(Collected data entries)
>>>
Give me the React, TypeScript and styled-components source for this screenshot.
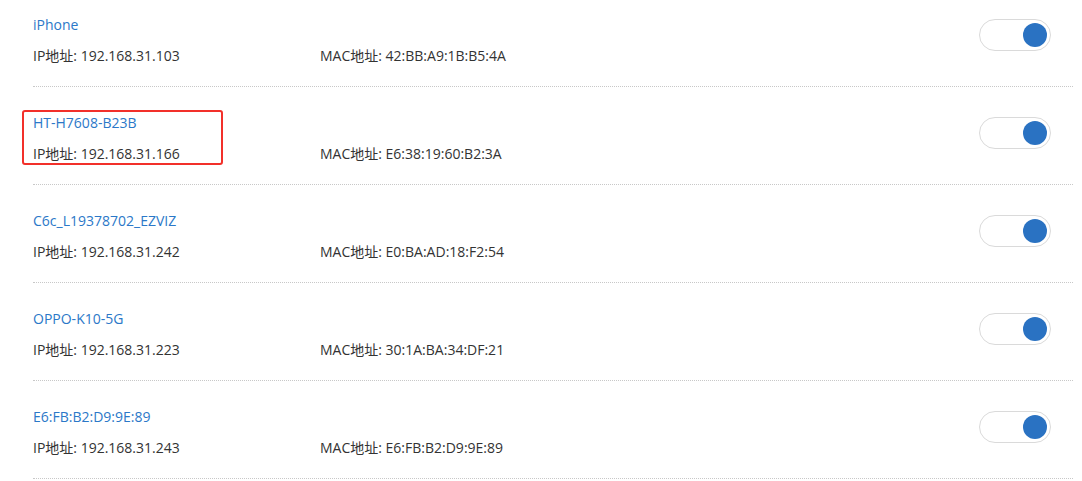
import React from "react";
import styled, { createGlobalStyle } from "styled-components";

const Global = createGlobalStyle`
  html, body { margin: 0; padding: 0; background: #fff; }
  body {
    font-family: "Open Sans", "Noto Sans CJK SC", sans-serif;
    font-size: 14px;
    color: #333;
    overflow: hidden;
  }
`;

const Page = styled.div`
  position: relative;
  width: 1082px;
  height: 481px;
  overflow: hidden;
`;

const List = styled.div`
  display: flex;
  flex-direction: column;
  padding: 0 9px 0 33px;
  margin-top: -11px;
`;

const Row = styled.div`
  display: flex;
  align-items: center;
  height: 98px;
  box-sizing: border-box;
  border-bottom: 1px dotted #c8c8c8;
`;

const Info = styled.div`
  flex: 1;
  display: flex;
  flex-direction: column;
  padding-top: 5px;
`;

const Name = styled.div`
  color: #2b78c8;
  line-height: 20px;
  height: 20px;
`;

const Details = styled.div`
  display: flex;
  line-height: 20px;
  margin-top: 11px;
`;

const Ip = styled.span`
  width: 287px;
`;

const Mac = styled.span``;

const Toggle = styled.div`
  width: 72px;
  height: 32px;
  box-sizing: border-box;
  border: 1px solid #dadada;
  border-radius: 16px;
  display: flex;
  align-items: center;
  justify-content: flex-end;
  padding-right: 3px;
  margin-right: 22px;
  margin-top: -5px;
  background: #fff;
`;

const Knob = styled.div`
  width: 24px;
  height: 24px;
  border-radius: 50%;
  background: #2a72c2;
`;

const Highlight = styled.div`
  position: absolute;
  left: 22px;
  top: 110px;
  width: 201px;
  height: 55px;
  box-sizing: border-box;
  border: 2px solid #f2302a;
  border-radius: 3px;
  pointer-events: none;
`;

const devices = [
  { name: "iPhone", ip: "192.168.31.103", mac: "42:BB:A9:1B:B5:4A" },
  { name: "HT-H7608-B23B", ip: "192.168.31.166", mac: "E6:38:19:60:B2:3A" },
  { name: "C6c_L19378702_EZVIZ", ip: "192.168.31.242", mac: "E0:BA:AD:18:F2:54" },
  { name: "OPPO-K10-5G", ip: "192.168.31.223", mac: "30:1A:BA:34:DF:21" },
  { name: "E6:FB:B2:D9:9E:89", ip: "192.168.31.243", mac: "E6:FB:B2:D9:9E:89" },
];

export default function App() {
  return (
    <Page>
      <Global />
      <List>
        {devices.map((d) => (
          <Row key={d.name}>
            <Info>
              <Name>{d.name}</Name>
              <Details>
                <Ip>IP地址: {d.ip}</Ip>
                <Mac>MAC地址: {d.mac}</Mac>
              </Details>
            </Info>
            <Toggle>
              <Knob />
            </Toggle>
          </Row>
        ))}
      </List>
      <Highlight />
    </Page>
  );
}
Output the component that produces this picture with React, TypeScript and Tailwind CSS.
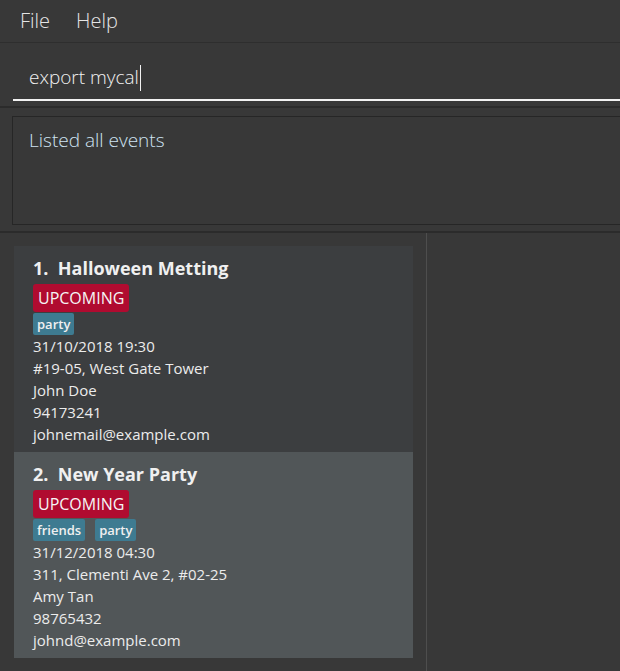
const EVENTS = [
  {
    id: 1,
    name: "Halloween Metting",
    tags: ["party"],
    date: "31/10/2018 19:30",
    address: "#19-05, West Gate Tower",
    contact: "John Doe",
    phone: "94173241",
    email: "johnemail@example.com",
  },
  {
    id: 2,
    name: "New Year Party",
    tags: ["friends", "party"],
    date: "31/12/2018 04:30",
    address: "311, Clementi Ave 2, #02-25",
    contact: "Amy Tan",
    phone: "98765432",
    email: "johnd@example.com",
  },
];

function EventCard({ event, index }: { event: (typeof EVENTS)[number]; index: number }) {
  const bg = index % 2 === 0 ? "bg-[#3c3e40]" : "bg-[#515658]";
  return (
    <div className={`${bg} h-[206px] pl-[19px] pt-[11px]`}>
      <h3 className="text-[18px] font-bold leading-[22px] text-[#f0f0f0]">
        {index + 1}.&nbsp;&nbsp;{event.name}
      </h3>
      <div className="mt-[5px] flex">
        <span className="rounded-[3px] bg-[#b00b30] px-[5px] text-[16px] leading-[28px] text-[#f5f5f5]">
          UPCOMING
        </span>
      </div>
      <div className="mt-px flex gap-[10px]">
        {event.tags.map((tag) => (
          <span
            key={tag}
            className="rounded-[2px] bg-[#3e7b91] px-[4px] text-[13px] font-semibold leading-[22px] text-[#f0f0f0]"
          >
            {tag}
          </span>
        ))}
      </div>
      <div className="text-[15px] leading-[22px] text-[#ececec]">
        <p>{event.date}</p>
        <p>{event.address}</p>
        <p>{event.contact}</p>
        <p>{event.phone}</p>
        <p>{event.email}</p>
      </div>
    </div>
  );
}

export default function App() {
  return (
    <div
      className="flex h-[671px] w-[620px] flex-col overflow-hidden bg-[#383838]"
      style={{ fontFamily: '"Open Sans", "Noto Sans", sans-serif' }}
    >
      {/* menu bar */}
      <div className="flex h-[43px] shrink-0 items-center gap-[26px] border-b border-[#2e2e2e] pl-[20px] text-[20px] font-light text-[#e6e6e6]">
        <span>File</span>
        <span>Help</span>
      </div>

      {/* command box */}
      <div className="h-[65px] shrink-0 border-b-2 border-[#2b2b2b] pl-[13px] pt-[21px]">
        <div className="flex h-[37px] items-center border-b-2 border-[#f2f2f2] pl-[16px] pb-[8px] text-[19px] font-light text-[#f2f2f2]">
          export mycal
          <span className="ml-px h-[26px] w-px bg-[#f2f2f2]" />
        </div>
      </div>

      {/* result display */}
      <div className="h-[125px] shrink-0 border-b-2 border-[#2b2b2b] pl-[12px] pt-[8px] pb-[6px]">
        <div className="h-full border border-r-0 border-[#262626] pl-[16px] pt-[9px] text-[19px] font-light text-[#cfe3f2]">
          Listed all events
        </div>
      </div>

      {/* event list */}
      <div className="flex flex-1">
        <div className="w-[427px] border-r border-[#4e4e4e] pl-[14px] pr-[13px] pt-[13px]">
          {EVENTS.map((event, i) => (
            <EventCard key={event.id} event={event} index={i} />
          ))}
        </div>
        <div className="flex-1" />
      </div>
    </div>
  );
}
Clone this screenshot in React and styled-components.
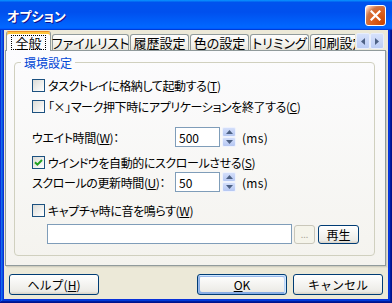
<<<
• **Problem**
Transcribe all the records above word for word, without their images.

• **Correct output**
Give me the React, TypeScript and styled-components source for this screenshot.
import React from "react";
import styled, { createGlobalStyle } from "styled-components";

const Global = createGlobalStyle`
  html, body { margin: 0; padding: 0; background: #fff; }
  body {
    font-family: "Open Sans", "Noto Sans CJK SC", sans-serif;
    font-size: 14px;
    color: #333;
    overflow: hidden;
  }
`;

const Page = styled.div`
  position: relative;
  width: 1082px;
  height: 481px;
  overflow: hidden;
`;

const List = styled.div`
  display: flex;
  flex-direction: column;
  padding: 0 9px 0 33px;
  margin-top: -11px;
`;

const Row = styled.div`
  display: flex;
  align-items: center;
  height: 98px;
  box-sizing: border-box;
  border-bottom: 1px dotted #c8c8c8;
`;

const Info = styled.div`
  flex: 1;
  display: flex;
  flex-direction: column;
  padding-top: 5px;
`;

const Name = styled.div`
  color: #2b78c8;
  line-height: 20px;
  height: 20px;
`;

const Details = styled.div`
  display: flex;
  line-height: 20px;
  margin-top: 11px;
`;

const Ip = styled.span`
  width: 287px;
`;

const Mac = styled.span``;

const Toggle = styled.div`
  width: 72px;
  height: 32px;
  box-sizing: border-box;
  border: 1px solid #dadada;
  border-radius: 16px;
  display: flex;
  align-items: center;
  justify-content: flex-end;
  padding-right: 3px;
  margin-right: 22px;
  margin-top: -5px;
  background: #fff;
`;

const Knob = styled.div`
  width: 24px;
  height: 24px;
  border-radius: 50%;
  background: #2a72c2;
`;

const Highlight = styled.div`
  position: absolute;
  left: 22px;
  top: 110px;
  width: 201px;
  height: 55px;
  box-sizing: border-box;
  border: 2px solid #f2302a;
  border-radius: 3px;
  pointer-events: none;
`;

const devices = [
  { name: "iPhone", ip: "192.168.31.103", mac: "42:BB:A9:1B:B5:4A" },
  { name: "HT-H7608-B23B", ip: "192.168.31.166", mac: "E6:38:19:60:B2:3A" },
  { name: "C6c_L19378702_EZVIZ", ip: "192.168.31.242", mac: "E0:BA:AD:18:F2:54" },
  { name: "OPPO-K10-5G", ip: "192.168.31.223", mac: "30:1A:BA:34:DF:21" },
  { name: "E6:FB:B2:D9:9E:89", ip: "192.168.31.243", mac: "E6:FB:B2:D9:9E:89" },
];

export default function App() {
  return (
    <Page>
      <Global />
      <List>
        {devices.map((d) => (
          <Row key={d.name}>
            <Info>
              <Name>{d.name}</Name>
              <Details>
                <Ip>IP地址: {d.ip}</Ip>
                <Mac>MAC地址: {d.mac}</Mac>
              </Details>
            </Info>
            <Toggle>
              <Knob />
            </Toggle>
          </Row>
        ))}
      </List>
      <Highlight />
    </Page>
  );
}
Output the component that produces this picture with React, TypeScript and Tailwind CSS.
const EVENTS = [
  {
    id: 1,
    name: "Halloween Metting",
    tags: ["party"],
    date: "31/10/2018 19:30",
    address: "#19-05, West Gate Tower",
    contact: "John Doe",
    phone: "94173241",
    email: "johnemail@example.com",
  },
  {
    id: 2,
    name: "New Year Party",
    tags: ["friends", "party"],
    date: "31/12/2018 04:30",
    address: "311, Clementi Ave 2, #02-25",
    contact: "Amy Tan",
    phone: "98765432",
    email: "johnd@example.com",
  },
];

function EventCard({ event, index }: { event: (typeof EVENTS)[number]; index: number }) {
  const bg = index % 2 === 0 ? "bg-[#3c3e40]" : "bg-[#515658]";
  return (
    <div className={`${bg} h-[206px] pl-[19px] pt-[11px]`}>
      <h3 className="text-[18px] font-bold leading-[22px] text-[#f0f0f0]">
        {index + 1}.&nbsp;&nbsp;{event.name}
      </h3>
      <div className="mt-[5px] flex">
        <span className="rounded-[3px] bg-[#b00b30] px-[5px] text-[16px] leading-[28px] text-[#f5f5f5]">
          UPCOMING
        </span>
      </div>
      <div className="mt-px flex gap-[10px]">
        {event.tags.map((tag) => (
          <span
            key={tag}
            className="rounded-[2px] bg-[#3e7b91] px-[4px] text-[13px] font-semibold leading-[22px] text-[#f0f0f0]"
          >
            {tag}
          </span>
        ))}
      </div>
      <div className="text-[15px] leading-[22px] text-[#ececec]">
        <p>{event.date}</p>
        <p>{event.address}</p>
        <p>{event.contact}</p>
        <p>{event.phone}</p>
        <p>{event.email}</p>
      </div>
    </div>
  );
}

export default function App() {
  return (
    <div
      className="flex h-[671px] w-[620px] flex-col overflow-hidden bg-[#383838]"
      style={{ fontFamily: '"Open Sans", "Noto Sans", sans-serif' }}
    >
      {/* menu bar */}
      <div className="flex h-[43px] shrink-0 items-center gap-[26px] border-b border-[#2e2e2e] pl-[20px] text-[20px] font-light text-[#e6e6e6]">
        <span>File</span>
        <span>Help</span>
      </div>

      {/* command box */}
      <div className="h-[65px] shrink-0 border-b-2 border-[#2b2b2b] pl-[13px] pt-[21px]">
        <div className="flex h-[37px] items-center border-b-2 border-[#f2f2f2] pl-[16px] pb-[8px] text-[19px] font-light text-[#f2f2f2]">
          export mycal
          <span className="ml-px h-[26px] w-px bg-[#f2f2f2]" />
        </div>
      </div>

      {/* result display */}
      <div className="h-[125px] shrink-0 border-b-2 border-[#2b2b2b] pl-[12px] pt-[8px] pb-[6px]">
        <div className="h-full border border-r-0 border-[#262626] pl-[16px] pt-[9px] text-[19px] font-light text-[#cfe3f2]">
          Listed all events
        </div>
      </div>

      {/* event list */}
      <div className="flex flex-1">
        <div className="w-[427px] border-r border-[#4e4e4e] pl-[14px] pr-[13px] pt-[13px]">
          {EVENTS.map((event, i) => (
            <EventCard key={event.id} event={event} index={i} />
          ))}
        </div>
        <div className="flex-1" />
      </div>
    </div>
  );
}
Clone this screenshot in React and styled-components.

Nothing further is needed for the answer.